* **Work to complete**:
Show all lines from the listing below that contain "React".

* **Raw data**:
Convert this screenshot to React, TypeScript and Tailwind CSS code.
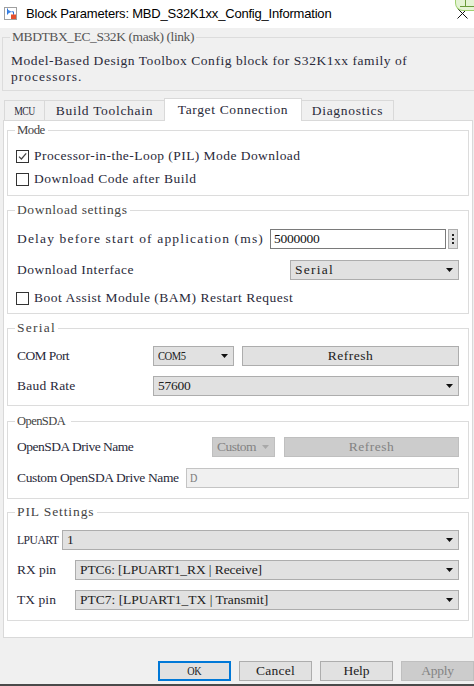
import React, { useLayoutEffect, useRef, useState } from 'react'

let canvas: HTMLCanvasElement | null = null

// SimSun-like look: serif glyphs fitted to a fixed 6.5px advance per character.
// Wide (caps-heavy) strings get squeezed horizontally instead of overlapping.
function T({ children, cw = 6.5, center }: { children: string; cw?: number; center?: boolean }) {
  const ref = useRef<HTMLSpanElement>(null)
  const [fit, setFit] = useState({ ls: 0, sx: 1 })
  useLayoutEffect(() => {
    const measure = () => {
      const el = ref.current
      if (!el) return
      if (!canvas) canvas = document.createElement('canvas')
      const ctx = canvas.getContext('2d')
      if (!ctx) return
      const cs = getComputedStyle(el)
      ctx.font = `${cs.fontWeight} ${cs.fontSize} ${cs.fontFamily}`
      const w = ctx.measureText(children).width
      const n = children.length
      const target = cw * n
      let ls = (target - w) / n
      let sx = 1
      if (ls < -0.6) {
        ls = -0.6
        sx = Math.min(1, (target * 1.06) / (w + ls * n))
      }
      setFit({ ls, sx })
    }
    measure()
    document.fonts?.ready.then(measure)
  }, [children, cw])
  return (
    <span
      ref={ref}
      className="inline-block whitespace-pre"
      style={{
        letterSpacing: `${fit.ls}px`,
        transform: fit.sx !== 1 ? `scaleX(${fit.sx})` : undefined,
        transformOrigin: center ? 'center' : 'left',
      }}
    >
      {children}
    </span>
  )
}

function Arrow({ disabled }: { disabled?: boolean }) {
  return (
    <svg width="7" height="4" viewBox="0 0 7 4" className="shrink-0">
      <path d="M0 0h7L3.5 4z" fill={disabled ? '#a8a8a8' : '#111'} />
    </svg>
  )
}

function Select({ value, className = '', disabled }: { value: string; className?: string; disabled?: boolean }) {
  return (
    <div
      className={`flex h-[20px] items-center justify-between border pl-[4px] pr-[5px] ${
        disabled ? 'border-[#bfbfbf] bg-[#cccccc] text-[#838383]' : 'border-[#adadad] bg-[#e1e1e1] text-[#222]'
      } ${className}`}
    >
      <T>{value}</T>
      <Arrow disabled={disabled} />
    </div>
  )
}

function Button({ label, className = '', disabled }: { label: string; className?: string; disabled?: boolean }) {
  return (
    <div
      className={`flex h-[20px] items-center justify-center border ${
        disabled ? 'border-[#bfbfbf] bg-[#cccccc] text-[#838383]' : 'border-[#adadad] bg-[#e1e1e1] text-[#222]'
      } ${className}`}
    >
      <T center>{label}</T>
    </div>
  )
}

function Check({ checked, label }: { checked?: boolean; label: string }) {
  return (
    <div className="flex h-[20px] items-center gap-[5px]">
      <span className="-ml-[1px] flex h-[13px] w-[13px] items-center justify-center border border-[#333] bg-white">
        {checked && (
          <svg width="9" height="9" viewBox="0 0 9 9">
            <path d="M1 4.6l2.4 2.4L8.2 1.4" stroke="#444" strokeWidth="1.2" fill="none" />
          </svg>
        )}
      </span>
      <T>{label}</T>
    </div>
  )
}

function Group({ title, children, className = '' }: { title: string; children: React.ReactNode; className?: string }) {
  return (
    <fieldset className={`border border-[#dcdcdc] px-[9px] ${className}`}>
      <legend className="-ml-[2px] px-[2px] leading-[16px] text-[#444]">
        <T>{title}</T>
      </legend>
      {children}
    </fieldset>
  )
}

function Label({ text, w }: { text: string; w: string }) {
  return (
    <span className={`shrink-0 ${w}`}>
      <T>{text}</T>
    </span>
  )
}

const tabs = [
  { label: 'MCU', w: 'w-[41px]' },
  { label: 'Build Toolchain', w: 'w-[121px]' },
  { label: 'Target Connection', w: 'w-[138px]', active: true },
  { label: 'Diagnostics', w: 'w-[93px]' },
]

export default function App() {
  return (
    <div className="relative flex h-[686px] w-[474px] flex-col overflow-hidden bg-[#f0f0f0] font-[Liberation_Serif,Times_New_Roman,serif] text-[13.5px] leading-[16px] text-[#2a2a3a]">
      {/* title bar */}
      <div className="relative flex h-[28px] shrink-0 items-center bg-white pl-[4px]">
        <svg width="13" height="13" viewBox="0 0 13 13" className="-mt-[1px]">
          <rect x="0.5" y="0.5" width="12" height="12" fill="#fff" stroke="#a0a0a0" />
          <path d="M3.5 1.5v6" stroke="#2a6fd6" />
          <path d="M3.5 2.5l4 2.3-4 2.3z" fill="#3d86e8" />
          <path d="M7.5 4.8h2v3" stroke="#2a6fd6" fill="none" />
          <rect x="7" y="7.5" width="5" height="4.5" fill="#e5502c" />
        </svg>
        <span className="ml-[9px] font-[Liberation_Sans,Arial,sans-serif] text-[13px] tracking-[-0.2px] text-black">
          Block Parameters: MBD_S32K1xx_Config_Information
        </span>
        <svg width="11" height="11" viewBox="0 0 11 11" className="absolute left-[457px] top-[8px]">
          <path d="M0.5 0.5l10 10M10.5 0.5l-10 10" stroke="#111" strokeWidth="1" />
        </svg>
        <div className="absolute left-[455px] top-0 h-[11px] w-[22px] rounded-bl-[8px] border-b border-l border-[#9fd06f] bg-[#e4f3d4]">
          <svg width="20" height="10" viewBox="0 0 20 10" className="absolute left-[1px] top-0">
            <path d="M8.5 0v6M3 6.5h14" stroke="#6a9a3a" strokeWidth="1" />
          </svg>
        </div>
      </div>

      {/* mask description */}
      <fieldset className="ml-[2px] mt-[1px] w-[473px] border border-[#dcdcdc] pb-[5px] pl-[8px] pt-[8px]">
        <legend className="-ml-[1px] px-[2px] leading-[16px] text-[#555]">
          <T>MBDTBX_EC_S32K (mask) (link)</T>
        </legend>
        <p className="flex flex-col items-start">
          <T>Model-Based Design Toolbox Config block for S32K1xx family of</T>
          <T>processors.</T>
        </p>
      </fieldset>

      {/* tabs */}
      <div className="ml-[4px] mt-[7px] flex h-[22px] items-end">
        {tabs.map((t) =>
          t.active ? (
            <div
              key={t.label}
              className={`relative z-10 -mb-[1px] -ml-[1px] flex h-[23px] items-center justify-center border-l border-r border-t border-[#d9d9d9] bg-white pb-[1px] ${t.w}`}
            >
              <T center>{t.label}</T>
            </div>
          ) : (
            <div
              key={t.label}
              className={`-ml-[1px] flex h-[20px] items-center justify-center border-l border-r border-t border-[#d9d9d9] bg-[#f0f0f0] first:ml-0 ${t.w}`}
            >
              <T center>{t.label}</T>
            </div>
          ),
        )}
      </div>

      {/* panel */}
      <div className="ml-[3px] w-[470px] border border-[#d9d9d9] bg-white px-[3px] pb-[16px] pt-[1px]">
        <Group title="Mode" className="pb-[6px] pt-[8px]">
          <div className="flex flex-col gap-[3px]">
            <Check checked label="Processor-in-the-Loop (PIL) Mode Download" />
            <Check label="Download Code after Build" />
          </div>
        </Group>

        <Group title="Download settings" className="mt-[6px] pb-[5px] pt-[11px]">
          <div className="flex h-[20px] items-center">
            <Label text="Delay before start of application (ms)" w="w-[253px]" />
            <div className="flex h-[20px] w-[176px] items-center border border-[#7a7a7a] bg-white pl-[3px] text-[#111]">
              <T>5000000</T>
            </div>
            <div className="ml-[2px] flex h-[20px] w-[10px] items-center justify-center border border-[#adadad] bg-[#e1e1e1]">
              <svg width="2" height="12" viewBox="0 0 2 12">
                <rect x="0" y="1" width="2" height="2" fill="#222" />
                <rect x="0" y="5" width="2" height="2" fill="#222" />
                <rect x="0" y="9" width="2" height="2" fill="#222" />
              </svg>
            </div>
          </div>
          <div className="mt-[11px] flex h-[20px] items-center">
            <Label text="Download Interface" w="w-[273px]" />
            <Select value="Serial" className="w-[169px]" />
          </div>
          <div className="mt-[8px]">
            <Check label="Boot Assist Module (BAM) Restart Request" />
          </div>
        </Group>

        <Group title="Serial" className="mt-[6px] pb-[9px] pt-[10px]">
          <div className="flex h-[20px] items-center">
            <Label text="COM Port" w="w-[136px]" />
            <Select value="COM5" className="w-[81px]" />
            <Button label="Refresh" className="ml-[8px] w-[217px]" />
          </div>
          <div className="mt-[10px] flex h-[20px] items-center">
            <Label text="Baud Rate" w="w-[136px]" />
            <Select value="57600" className="flex-1" />
          </div>
        </Group>

        <Group title="OpenSDA" className="mt-[7px] pb-[10px] pt-[8px]">
          <div className="flex h-[20px] items-center">
            <Label text="OpenSDA Drive Name" w="w-[195px]" />
            <Select value="Custom" disabled className="w-[63px]" />
            <Button label="Refresh" disabled className="ml-[9px] w-[175px]" />
          </div>
          <div className="mt-[11px] flex h-[20px] items-center">
            <Label text="Custom OpenSDA Drive Name" w="w-[169px]" />
            <div className="flex h-[20px] flex-1 items-center border border-[#c4c4c4] bg-[#f0f0f0] pl-[3px] text-[#7a7a7a]">
              <T>D</T>
            </div>
          </div>
        </Group>

        <Group title="PIL Settings" className="mt-[5px] pb-[10px] pt-[10px]">
          <div className="flex h-[20px] items-center">
            <Label text="LPUART" w="w-[45px]" />
            <Select value="1" className="flex-1" />
          </div>
          <div className="mt-[10px] flex h-[20px] items-center">
            <Label text="RX pin" w="w-[58px]" />
            <Select value="PTC6: [LPUART1_RX | Receive]" className="flex-1" />
          </div>
          <div className="mt-[10px] flex h-[20px] items-center">
            <Label text="TX pin" w="w-[58px]" />
            <Select value="PTC7: [LPUART1_TX | Transmit]" className="flex-1" />
          </div>
        </Group>
      </div>

      {/* dialog buttons */}
      <div className="ml-[158px] mt-[23px] flex gap-[8px]">
        <div className="flex h-[20px] w-[73px] items-center justify-center border-2 border-[#0078d7] bg-[#e1e1e1] text-[#222]">
          <T center>OK</T>
        </div>
        <Button label="Cancel" className="w-[73px]" />
        <Button label="Help" className="w-[73px]" />
        <Button label="Apply" disabled className="w-[73px]" />
      </div>

      <div className="mt-auto h-[2px] w-full bg-[#4a4a4a]" />
    </div>
  )
}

* **Answer in full**:
Convert this screenshot to React, TypeScript and Tailwind CSS code.
import React, { useLayoutEffect, useRef, useState } from 'react'
function Group({ title, children, className = '' }: { title: string; children: React.ReactNode; className?: string }) {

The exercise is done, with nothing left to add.